Today I went for a walk down the street and through the gate to the cement road, steeply inclined and overgrown in patches with thistles and weeds sprouting from the droppings of many cows, who roam the now yellowing hills that despite the overcast sky are impressively laid out for many miles, a winding valley through which a running creek cuts and crosses over grey and under green.

The cement road branches at its base, and if you follow the right path you will come to a gate and yet another branch, and if you continue to veer to the right you will walk down a wide and well-maintained construction, bounded by the base of a slope on the left and riotous growth on the right. If you walk down far enough, you will see a small area that slopes and suggests the beginning of one of those cow trails that cut into the hills in a zigzag shape, treacherous and sometimes humiliating to take when thinking on how creatures much larger and more unwieldy than yourself not only forged the road but unwaveringly maintain it.

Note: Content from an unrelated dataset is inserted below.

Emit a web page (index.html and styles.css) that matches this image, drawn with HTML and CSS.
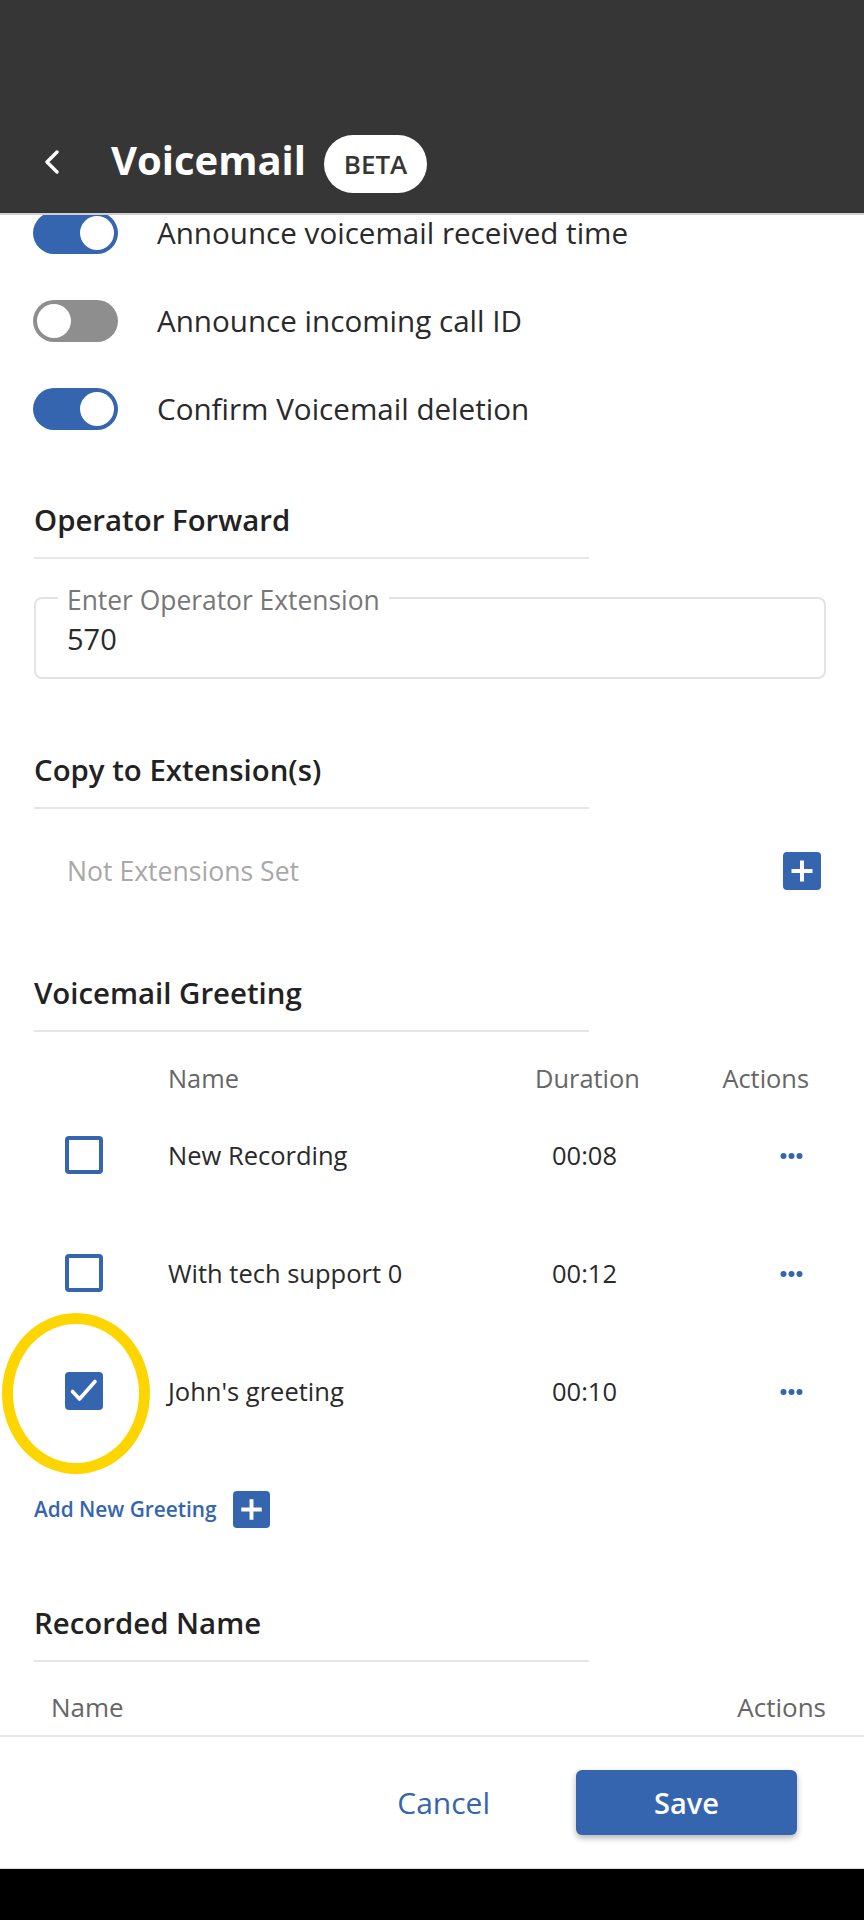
FILE: index.html
```html
<!DOCTYPE html>
<html lang=en>
<head>
	<meta charset="UTF-8">
	<title>Voicemail</title>
	<link rel="stylesheet" href="styles.css">
</head><body>
<div class=AppBar>
	<div class=BarRow>
		<svg class=Back width=15 height=24 viewBox="0 0 15 24"><path d="M13 2 L3 12 L13 22" fill=none stroke="#fff" stroke-width=3.4 stroke-linecap=round stroke-linejoin=round /></svg>
		<span class=Title>Voicemail</span>
		<span class=Beta>BETA</span>
	</div>
</div>

<div class=Screen>
<div class=Content>
	<div class=ToggleRow><span class="Toggle On"></span><span>Announce voicemail received time</span></div>
	<div class=ToggleRow><span class="Toggle"></span><span>Announce incoming call ID</span></div>
	<div class=ToggleRow><span class="Toggle On"></span><span>Confirm Voicemail deletion</span></div>

	<h2 class="SectionTitle First">Operator Forward</h2>
	<div class=Field>
		<span class=FieldLabel>Enter Operator Extension</span>
		<span class=FieldValue>570</span>
	</div>

	<h2 class="SectionTitle Copy">Copy to Extension(s)</h2>
	<div class=EmptyRow>
		<span>Not Extensions Set</span>
		<span class=Plus><svg width=38 height=38 viewBox="0 0 38 38"><path d="M19 8.5 V29.5 M8.5 19 H29.5" stroke="#fff" stroke-width=4 /></svg></span>
	</div>

	<h2 class="SectionTitle Greet">Voicemail Greeting</h2>
	<div class="Grid Head">
		<span></span><span>Name</span><span class=Dur>Duration</span><span class=Act>Actions</span>
	</div>
	<div class="Grid Row">
		<span><span class=Check></span></span><span>New Recording</span><span class=Dur>00:08</span>
		<span class=Dots><svg width=23 height=8 viewBox="0 0 23 8"><circle cx=3.5 cy=4 r=3 /><circle cx=11.5 cy=4 r=3 /><circle cx=19.5 cy=4 r=3 /></svg></span>
	</div>
	<div class="Grid Row">
		<span><span class=Check></span></span><span>With tech support 0</span><span class=Dur>00:12</span>
		<span class=Dots><svg width=23 height=8 viewBox="0 0 23 8"><circle cx=3.5 cy=4 r=3 /><circle cx=11.5 cy=4 r=3 /><circle cx=19.5 cy=4 r=3 /></svg></span>
	</div>
	<div class="Grid Row">
		<span><span class="Check Checked"><svg width=30 height=30 viewBox="0 0 30 30"><path d="M3.5 15.5 L10.5 23 L26 5.5" fill=none stroke="#fff" stroke-width=3.6 stroke-linecap=round stroke-linejoin=round /></svg></span></span>
		<span>John's greeting</span><span class=Dur>00:10</span>
		<span class=Dots><svg width=23 height=8 viewBox="0 0 23 8"><circle cx=3.5 cy=4 r=3 /><circle cx=11.5 cy=4 r=3 /><circle cx=19.5 cy=4 r=3 /></svg></span>
		<span class=Ring></span>
	</div>
	<div class=AddRow>
		<span>Add New Greeting</span>
		<span class=Plus><svg width=37 height=37 viewBox="0 0 38 38"><path d="M19 8.5 V29.5 M8.5 19 H29.5" stroke="#fff" stroke-width=4 /></svg></span>
	</div>

	<h2 class="SectionTitle Recorded">Recorded Name</h2>
	<div class=RecHead><span>Name</span><span>Actions</span></div>
</div>
</div>

<div class=Footer>
	<span class=Cancel>Cancel</span>
	<span class=Save>Save</span>
</div>
<div class=NavBar></div>
</body></html>
```

FILE: styles.css
```css
html, body { margin:0; }
body { width:864px; height:1920px; display:flex; flex-direction:column; font-family:"Open Sans", "Noto Sans", sans-serif; color:#2a2a2a; background:#fff; }

.AppBar { height:213px; background:#363636; border-bottom:2px solid #cfcfcf; box-sizing:content-box; flex:none; }
.BarRow { display:flex; align-items:center; height:58px; padding:135px 0 0 44px; }
.Back { margin:0 52px -1px 0; position:relative; top:-3px; }
.Title { color:#fff; font-weight:700; font-size:40px; line-height:58px; position:relative; top:-4px; }
.Beta { margin-left:18px; height:58px; width:103px; border-radius:29px; background:#fff; color:#363636; font-weight:600; font-size:26px; line-height:34px; display:flex; align-items:center; justify-content:center; }

.Screen { flex:1; overflow:hidden; }
.Content { margin-top:-26px; padding:0 38px 0 34px; }

.ToggleRow { height:88px; display:flex; align-items:center; gap:39px; font-size:29.6px; line-height:34px; }
.Toggle { width:85px; height:42px; border-radius:21px; background:#8e8e8e; position:relative; flex:none; margin-left:-1px; }
.Toggle:after { content:""; position:absolute; top:4px; left:4px; width:34px; height:34px; border-radius:50%; background:#fff; }
.Toggle.On { background:#3565ae; }
.Toggle.On:after { left:auto; right:4px; }

.SectionTitle { margin:0; width:555px; font-size:29.4px; font-weight:600; line-height:40px; padding-bottom:17px; border-bottom:2px solid #e6e6e6; color:#222; }
.First { margin-top:47px; }
.Copy { margin-top:71px; }
.Greet { margin-top:72px; }
.Recorded { margin-top:74px; }

.Field { margin-top:38px; height:78px; border:2px solid #e3e3e3; border-radius:8px; position:relative; padding-left:31px; display:flex; align-items:center; }
.FieldLabel { position:absolute; left:22px; top:-16px; padding:0 9px; background:#fff; color:#777; font-size:26.4px; line-height:34px; }
.FieldValue { font-size:29px; margin-top:0; }

.EmptyRow { margin-top:32px; height:60px; display:flex; align-items:center; justify-content:space-between; padding:0 5px 0 33px; color:#a8a8a8; font-size:26.6px; }
.Plus { width:38px; height:38px; background:#3565ae; border-radius:4px; display:flex; }
.AddRow .Plus { width:37px; height:37px; }

.Grid { display:grid; grid-template-columns:134px 352px 135px 1fr; align-items:center; }
.Head { margin-top:20px; padding-top:8px; line-height:36px; font-size:25.4px; color:#666; }
.Row { height:118px; font-size:25.5px; position:relative; }
.Dur { text-align:center; }
.Head .Act { text-align:right; padding-right:17px; }
.Row .Dur { padding-right:6px; }
.Dots { text-align:right; padding-right:23px; fill:#3565ae; line-height:0; }
.Check { display:block; margin-left:31px; width:30px; height:30px; border:4px solid #3565ae; border-radius:4px; }
.Check.Checked { background:#3565ae; }
.Ring { position:absolute; left:-32px; top:-19px; width:126px; height:139px; border:11px solid #ffd500; border-radius:50%; }

.AddRow { margin-top:39px; height:40px; display:flex; align-items:center; gap:17px; color:#3565ae; font-weight:600; font-size:20.8px; }

.RecHead { margin-top:25px; line-height:40px; display:flex; justify-content:space-between; padding-left:17px; font-size:26px; color:#666; }

.Footer { flex:none; height:131px; border-top:2px solid #e6e6e6; display:flex; align-items:center; justify-content:flex-end; padding-right:67px; }
.Cancel { color:#3565ae; font-size:30px; margin-right:86px; }
.Save { width:221px; height:65px; border-radius:6px; background:#3565ae; color:#fff; font-weight:600; font-size:29px; display:flex; align-items:center; justify-content:center; box-shadow:0 3px 6px rgba(0,0,0,.3); }
.NavBar { flex:none; height:51px; background:#000; border-top:1px solid #ddd; }
```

Except that is a trap. It would not have been a trap fifteen years ago, when the stream was a mere two feet wide and barely six inches deep and even my six-year old self was able to jump across it with relative ease, six-year old eyes recording the sight of sunny gold burbling along as six-year-old feet readied themselves at the bottom of a gentle slope to jump across with six-year-old legs and land on the sandy shore across. Now, that slope cuts off a foot from its origin, and what greets you is a drop that would break both legs and maybe a neck, across a creek that has carved itself into a sizable expanse that rapidly spills and churns volumes into a deep basin that could easily swallow you down, should you lose your footing. A while back I heard from a surveyor that it had been measured at sixteen feet, surrounded by loose walls of mud and flimsy roots that could no more support a grasping hand than a daisy could resist the pull of eager six-year-old fingers.

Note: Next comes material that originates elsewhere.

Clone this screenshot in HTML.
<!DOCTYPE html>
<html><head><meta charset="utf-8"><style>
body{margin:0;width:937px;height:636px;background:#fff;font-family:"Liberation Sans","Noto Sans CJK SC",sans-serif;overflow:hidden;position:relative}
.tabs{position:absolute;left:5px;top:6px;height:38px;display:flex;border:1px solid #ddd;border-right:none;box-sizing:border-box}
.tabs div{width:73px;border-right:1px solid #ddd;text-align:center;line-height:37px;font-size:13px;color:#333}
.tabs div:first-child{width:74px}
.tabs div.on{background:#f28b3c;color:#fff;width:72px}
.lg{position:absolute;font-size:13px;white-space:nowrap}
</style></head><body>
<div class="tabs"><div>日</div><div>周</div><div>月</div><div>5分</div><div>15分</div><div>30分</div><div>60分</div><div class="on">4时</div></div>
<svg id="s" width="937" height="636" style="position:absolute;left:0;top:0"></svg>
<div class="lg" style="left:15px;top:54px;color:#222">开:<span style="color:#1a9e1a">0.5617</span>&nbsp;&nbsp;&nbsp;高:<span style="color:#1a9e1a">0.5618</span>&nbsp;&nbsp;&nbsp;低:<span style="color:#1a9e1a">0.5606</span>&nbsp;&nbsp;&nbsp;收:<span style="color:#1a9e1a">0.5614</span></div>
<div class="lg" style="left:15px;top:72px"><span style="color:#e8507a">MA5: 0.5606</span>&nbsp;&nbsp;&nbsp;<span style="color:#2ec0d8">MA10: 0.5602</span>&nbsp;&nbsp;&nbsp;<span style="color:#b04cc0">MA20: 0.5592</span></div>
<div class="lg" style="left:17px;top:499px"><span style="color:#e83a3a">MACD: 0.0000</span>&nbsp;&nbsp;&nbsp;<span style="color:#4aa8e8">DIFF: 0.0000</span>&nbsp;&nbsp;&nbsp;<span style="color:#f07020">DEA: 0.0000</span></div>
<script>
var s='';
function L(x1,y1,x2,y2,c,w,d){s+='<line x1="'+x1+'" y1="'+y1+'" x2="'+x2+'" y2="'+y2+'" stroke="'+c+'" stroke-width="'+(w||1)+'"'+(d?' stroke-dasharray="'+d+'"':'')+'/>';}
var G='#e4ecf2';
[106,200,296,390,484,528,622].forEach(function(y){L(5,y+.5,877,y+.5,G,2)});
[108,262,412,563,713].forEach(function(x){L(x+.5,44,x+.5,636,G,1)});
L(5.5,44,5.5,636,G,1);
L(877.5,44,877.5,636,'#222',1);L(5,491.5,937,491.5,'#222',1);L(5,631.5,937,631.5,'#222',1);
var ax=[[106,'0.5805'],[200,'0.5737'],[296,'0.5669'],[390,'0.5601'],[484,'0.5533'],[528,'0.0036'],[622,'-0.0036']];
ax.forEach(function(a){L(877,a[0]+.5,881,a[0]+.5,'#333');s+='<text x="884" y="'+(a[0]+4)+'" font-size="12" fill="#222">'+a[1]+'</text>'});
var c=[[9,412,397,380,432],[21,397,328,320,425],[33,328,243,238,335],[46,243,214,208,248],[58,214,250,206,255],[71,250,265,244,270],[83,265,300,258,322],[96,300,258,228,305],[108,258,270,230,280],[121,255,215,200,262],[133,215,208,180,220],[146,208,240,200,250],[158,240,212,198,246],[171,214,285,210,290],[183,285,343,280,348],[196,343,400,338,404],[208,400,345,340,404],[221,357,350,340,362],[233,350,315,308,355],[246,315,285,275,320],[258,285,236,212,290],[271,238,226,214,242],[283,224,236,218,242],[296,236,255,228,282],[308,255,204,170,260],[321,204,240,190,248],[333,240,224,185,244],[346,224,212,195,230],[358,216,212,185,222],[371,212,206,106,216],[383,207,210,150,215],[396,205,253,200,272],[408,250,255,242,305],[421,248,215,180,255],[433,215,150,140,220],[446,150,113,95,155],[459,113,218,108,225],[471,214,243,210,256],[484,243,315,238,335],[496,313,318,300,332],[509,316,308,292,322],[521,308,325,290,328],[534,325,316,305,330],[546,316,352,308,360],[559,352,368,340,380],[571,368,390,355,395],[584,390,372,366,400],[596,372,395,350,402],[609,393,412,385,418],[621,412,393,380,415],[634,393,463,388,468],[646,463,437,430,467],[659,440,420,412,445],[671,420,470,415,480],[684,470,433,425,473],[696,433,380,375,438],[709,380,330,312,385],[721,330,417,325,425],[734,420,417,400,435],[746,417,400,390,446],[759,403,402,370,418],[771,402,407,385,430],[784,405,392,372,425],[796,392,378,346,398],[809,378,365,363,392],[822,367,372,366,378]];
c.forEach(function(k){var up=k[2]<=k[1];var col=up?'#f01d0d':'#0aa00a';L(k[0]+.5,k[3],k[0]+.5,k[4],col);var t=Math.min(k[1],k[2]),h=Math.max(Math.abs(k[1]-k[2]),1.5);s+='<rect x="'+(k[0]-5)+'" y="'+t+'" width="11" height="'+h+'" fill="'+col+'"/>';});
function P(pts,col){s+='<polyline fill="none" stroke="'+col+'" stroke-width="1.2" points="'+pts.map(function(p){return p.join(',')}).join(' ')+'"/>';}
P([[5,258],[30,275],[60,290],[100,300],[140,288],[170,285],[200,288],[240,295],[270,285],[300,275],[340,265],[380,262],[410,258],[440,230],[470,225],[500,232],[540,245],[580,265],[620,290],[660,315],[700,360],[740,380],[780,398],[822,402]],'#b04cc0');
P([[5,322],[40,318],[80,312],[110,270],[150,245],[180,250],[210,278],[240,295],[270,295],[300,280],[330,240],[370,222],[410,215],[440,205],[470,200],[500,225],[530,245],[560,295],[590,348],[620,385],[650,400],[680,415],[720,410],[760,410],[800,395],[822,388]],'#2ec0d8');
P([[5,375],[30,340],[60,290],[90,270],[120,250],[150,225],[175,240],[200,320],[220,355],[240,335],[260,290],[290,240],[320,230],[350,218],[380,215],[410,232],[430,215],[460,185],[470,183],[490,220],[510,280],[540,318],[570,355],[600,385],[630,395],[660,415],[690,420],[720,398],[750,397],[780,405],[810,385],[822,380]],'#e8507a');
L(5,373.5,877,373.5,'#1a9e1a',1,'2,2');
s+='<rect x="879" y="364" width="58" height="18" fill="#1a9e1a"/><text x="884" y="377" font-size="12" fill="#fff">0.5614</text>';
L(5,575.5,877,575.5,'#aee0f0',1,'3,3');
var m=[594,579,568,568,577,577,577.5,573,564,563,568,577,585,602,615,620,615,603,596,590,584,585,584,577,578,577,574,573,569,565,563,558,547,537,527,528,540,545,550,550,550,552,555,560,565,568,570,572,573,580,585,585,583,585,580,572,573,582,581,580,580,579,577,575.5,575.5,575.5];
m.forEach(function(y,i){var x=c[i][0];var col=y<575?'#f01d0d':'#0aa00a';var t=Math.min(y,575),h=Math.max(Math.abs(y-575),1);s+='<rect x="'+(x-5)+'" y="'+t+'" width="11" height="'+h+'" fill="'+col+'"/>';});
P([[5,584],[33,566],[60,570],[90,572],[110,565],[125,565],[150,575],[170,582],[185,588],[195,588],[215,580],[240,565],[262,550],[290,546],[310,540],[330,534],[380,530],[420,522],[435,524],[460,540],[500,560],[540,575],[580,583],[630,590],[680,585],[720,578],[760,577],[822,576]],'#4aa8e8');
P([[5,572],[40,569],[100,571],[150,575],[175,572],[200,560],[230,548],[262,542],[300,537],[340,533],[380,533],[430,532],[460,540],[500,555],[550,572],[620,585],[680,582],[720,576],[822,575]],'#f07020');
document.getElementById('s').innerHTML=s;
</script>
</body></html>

I have no six-year-old memories of that landscape gullet.

The creek that chewed out that deepening hollow as well as the surrounding valley and hills is called Sabercat Creek, and if you went back and back and farther back to the first fork in the road and took the left path, you would walk along a road similar to its mirror, albeit more overgrown and more steep in its slopes, a high yellow slope pocked with trees and shrubbery on your left and a deep green gorge massed with fallen branches and poison ivy on your right. At the end of this path there is a gate, and beyond the gate is the place that the creek was named for, where 50 years before I was born they excavated the bones of monumental felines that returned to earth entirely 1.6 million years before humans gained their modern physiology. You can hike up the cliff that was left, look down at the long yellow grasses and tall thin whips of pink and green that healed the gouges left by the archaeological endeavor long ago, and wonder if there are any bones still resting in shapely divots, cool and dry under the earth that hasn't seen anything but a light rain for many weeks.

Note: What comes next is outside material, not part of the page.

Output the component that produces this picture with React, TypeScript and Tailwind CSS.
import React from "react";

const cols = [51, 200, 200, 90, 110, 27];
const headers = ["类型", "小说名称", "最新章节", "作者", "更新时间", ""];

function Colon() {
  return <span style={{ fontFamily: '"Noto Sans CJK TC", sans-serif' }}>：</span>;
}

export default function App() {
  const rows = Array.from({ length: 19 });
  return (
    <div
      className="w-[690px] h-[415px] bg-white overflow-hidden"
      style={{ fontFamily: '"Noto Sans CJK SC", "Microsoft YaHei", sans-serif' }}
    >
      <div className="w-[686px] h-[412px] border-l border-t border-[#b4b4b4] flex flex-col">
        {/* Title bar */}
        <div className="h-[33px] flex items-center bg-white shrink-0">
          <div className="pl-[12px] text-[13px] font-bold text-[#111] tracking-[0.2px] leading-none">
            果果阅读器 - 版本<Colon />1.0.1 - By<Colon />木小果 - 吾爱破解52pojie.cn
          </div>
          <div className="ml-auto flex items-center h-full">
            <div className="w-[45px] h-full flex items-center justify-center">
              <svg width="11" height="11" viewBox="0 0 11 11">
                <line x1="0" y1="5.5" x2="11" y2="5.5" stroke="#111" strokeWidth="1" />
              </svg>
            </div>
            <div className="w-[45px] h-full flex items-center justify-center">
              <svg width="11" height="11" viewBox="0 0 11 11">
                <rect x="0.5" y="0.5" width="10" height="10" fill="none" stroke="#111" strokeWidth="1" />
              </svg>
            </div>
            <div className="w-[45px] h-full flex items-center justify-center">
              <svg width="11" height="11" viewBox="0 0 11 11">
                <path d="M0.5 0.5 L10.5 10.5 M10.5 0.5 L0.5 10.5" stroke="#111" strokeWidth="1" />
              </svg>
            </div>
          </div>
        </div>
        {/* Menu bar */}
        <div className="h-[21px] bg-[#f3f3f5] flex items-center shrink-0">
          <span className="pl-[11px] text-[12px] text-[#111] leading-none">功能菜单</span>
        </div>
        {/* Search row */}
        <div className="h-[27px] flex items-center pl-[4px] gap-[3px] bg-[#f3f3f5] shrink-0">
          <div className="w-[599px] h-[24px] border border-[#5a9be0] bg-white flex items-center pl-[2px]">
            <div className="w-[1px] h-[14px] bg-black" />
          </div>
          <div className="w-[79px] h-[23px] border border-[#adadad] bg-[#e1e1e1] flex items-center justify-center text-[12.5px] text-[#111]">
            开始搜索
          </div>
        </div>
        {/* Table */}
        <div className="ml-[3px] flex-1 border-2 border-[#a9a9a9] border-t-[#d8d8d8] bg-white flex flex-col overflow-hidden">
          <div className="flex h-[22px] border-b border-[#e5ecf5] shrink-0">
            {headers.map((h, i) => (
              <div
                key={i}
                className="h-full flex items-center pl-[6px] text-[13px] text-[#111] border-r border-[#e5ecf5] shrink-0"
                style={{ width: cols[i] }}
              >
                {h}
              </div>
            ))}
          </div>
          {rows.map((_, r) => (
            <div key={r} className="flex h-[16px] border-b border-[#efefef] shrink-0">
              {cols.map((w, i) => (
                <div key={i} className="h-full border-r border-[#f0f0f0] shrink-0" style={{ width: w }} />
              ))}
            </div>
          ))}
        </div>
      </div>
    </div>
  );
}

They were there long before us, and should the creek continue its destructive path and course itself into landslides that cause the houses to slip and slide and batter themselves into oblivion, possibly with their inhabitants within their walls, they will be there still.

One of those houses is mine, and in that house I have a laptop, and in that laptop there is a word document with which I have been keeping a collection of names, words, phrases, poetry, quotes both categorized by book and miscellaneous by necessity, and more recently reviews that differ from their lettered brethren in being of my own design. The document is 360 pages long, and is a boon for someone who could never keep a diary yet still wishes to have some record on hand, that both absorbs the new and cradles the old for rediscoveries by a brain that may still be young but is not infinite. It has survived three computers, four years, and countless accidentally closed windows and abruptly errant shutdowns. By it, I see myself, and slowly but surely, the changes of said self.

There may come a time in old age or even younger, when in the throes of Alzheimer's or some other decay of the brain I will open this document and forget words as soon as I read them, or forget it for long periods until a sudden retrieval reassures me that all is not lost, or delete it unknowingly and forget that such a thing ever existed.

If you keep in mind: the ceaseless biting and gnawing of water in a fierce erosion that can wear away the physical and make one question the mental; the monumental backdrop of time that one plays a blip of a part upon in this period that in the spirit of the Triassic and the Jurassic and the Cretaceous is termed the Holocene; the quickening sink and slippage of layers of the mind that jerks and shudders towards a broken record of a living that forsakes the straight road of the present for the drop into the deep waters of memory, no matter how many words are written on the wall.

You'll get a sense of what this book is like.